I concur with my colleague Justice Kassal
simply upon the ground that the language of the legislation we are called upon to construe leaves us no other choice under existing law. Administrative Code of the City of New York § II46-7.0 provides that a special proceeding of this kind "shall not be instituted unless: (a) the amount of any tax sought to be reviewed, with penalties and interest thereon, if any, shall be first deposited with the director of finance [now the Com-, missioner of Finance] and there shall be filed with the director of finance an undertaking, issued by a surety company * * * or (b) at the option of the applicant such undertaking filed with the director of finance may be in a sum sufficient to *227cover the taxes, penalties and interest thereon stated in such determination plus the costs and charges which may accrue against it in the prosecution of the proceeding” (emphasis added).

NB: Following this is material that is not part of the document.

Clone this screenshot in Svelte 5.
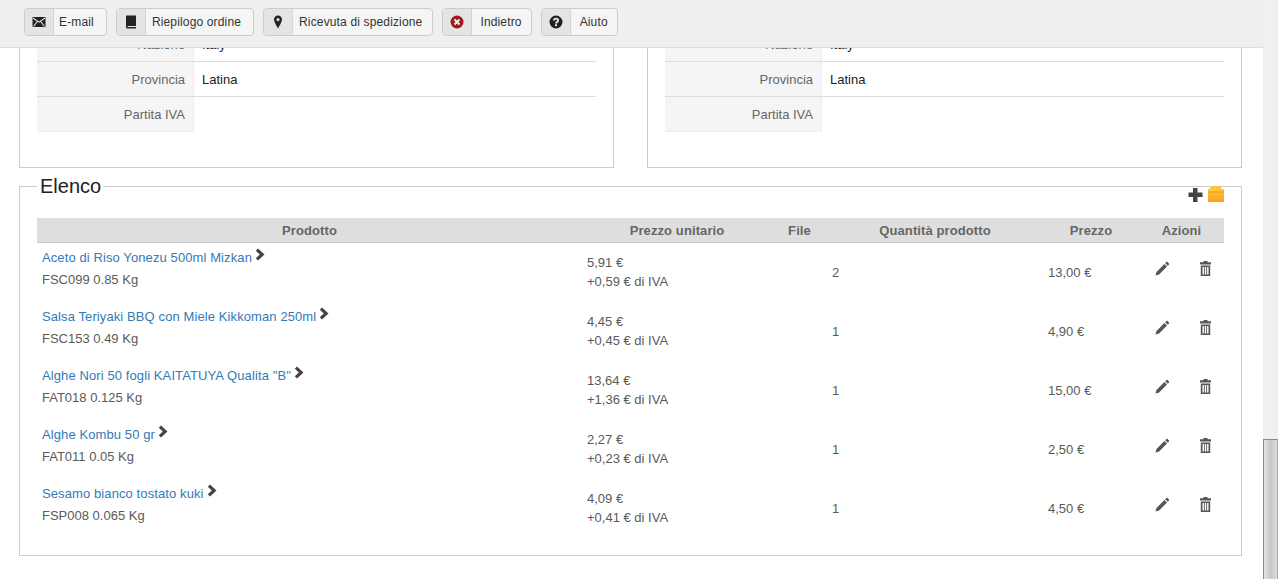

On August 15, 1983, four months after service upon them of the challenged adverse final determination of the Commissioner of Finance, and on the very last day for timely commencement of the proceeding (CPLR 217) respondent petitioners commenced this CPLR article 78 proceeding to review an asserted real property tax deficiency. However, petitioners failed to comply with the threshold deposit requirement. Twenty-seven additional days of default elapsed, until September 12, 1983, before petitioners complied with this security provision and made deposit of the disputed assessment in the sum of $9,699.35 together with security for potential costs.
Clearly, as noted by Justice Kassal, failure to comply with this depository condition precedent should not render this proceeding any more fatally flawed than the failure to bring suit by a proper party plaintiff was in George v Mt. Sinai Hosp. (47 NY2d 170) and Carrick v Central Gen. Hosp. (51 NY2d 242) — defects did not affect the ultimate viability of those actions nor their amenability to the curative mechanism of CPLR 205 (a). That the flaw arises from noncompliance with a condition precedent no longer bars access to the Statute of Limitations with its tolls and extensions per se; only when the condition precedent is attached to a specific time period for compliance wholly dehors and without reference to the statute does rigor mortis of the action loom (Cohen v Pearl Riv. Union Free School Dist., 51 NY2d 256, 264). Such was the situation in Bernardez v Federal Deposit Ins. Corp. (104 AD2d 309), where the legislation creating the remedy (Banking Law § 625 [3]) specified a nonextendable six-month period for relief. In the tax ordinance under review here, no fixed period for compliance is set forth; the condition precedent of deposit is only linked to a time prior to the commencement of the proceeding itself, and thus ineluctably to the applicable statutory limitation period (CPLR 217). If the Legislature wishes to fix an inexorable time period for compliance, it must so state in explicit terms.
Such an amendment of the ordinance would clearly accord with sound considerations of public policy. Over 50 years ago Justice Roberts observed in Bull v United States (295 US 247, 259) that "taxes are the life-blood of government, and their prompt and certain availability an imperious need.” Our own Court of Appeals has noted that "[p]ublic policy requires that *228the [tax] money shall be raised as speedily as possible” (New York Cent. & Hudson Riv. R. R. Co. v City of Yonkers, 238 NY 165, 179) and "[i]nasmuch as any unit of municipal government is dependent for operating funds on the collection of taxes and assessments and in turn such collection depends on the apportionment of the lump-sum revenue required among the many taxpayers, all considerations of practicality and fairness dictate that the necessary allocation of tax burden be concluded speedily.” (Press v County of Monroe, 50 NY2d 695, 704.) Obviously, to assure collection of revenue before litigation of the contested tax liability obviates the risk that the taxpayer may secrete or dissipate assets otherwise available to pay the tax before the conclusion of judicial review.
A recasting of this legislation in the form of an effective conditional limitation would also avoid the anomaly now presented — that inadvertent error or a shrewdly calculated blunder can effectuate the enlargement of a four-month compliance period to 10. It may be doubted whether the legislative draftsman contemplated such an outcome.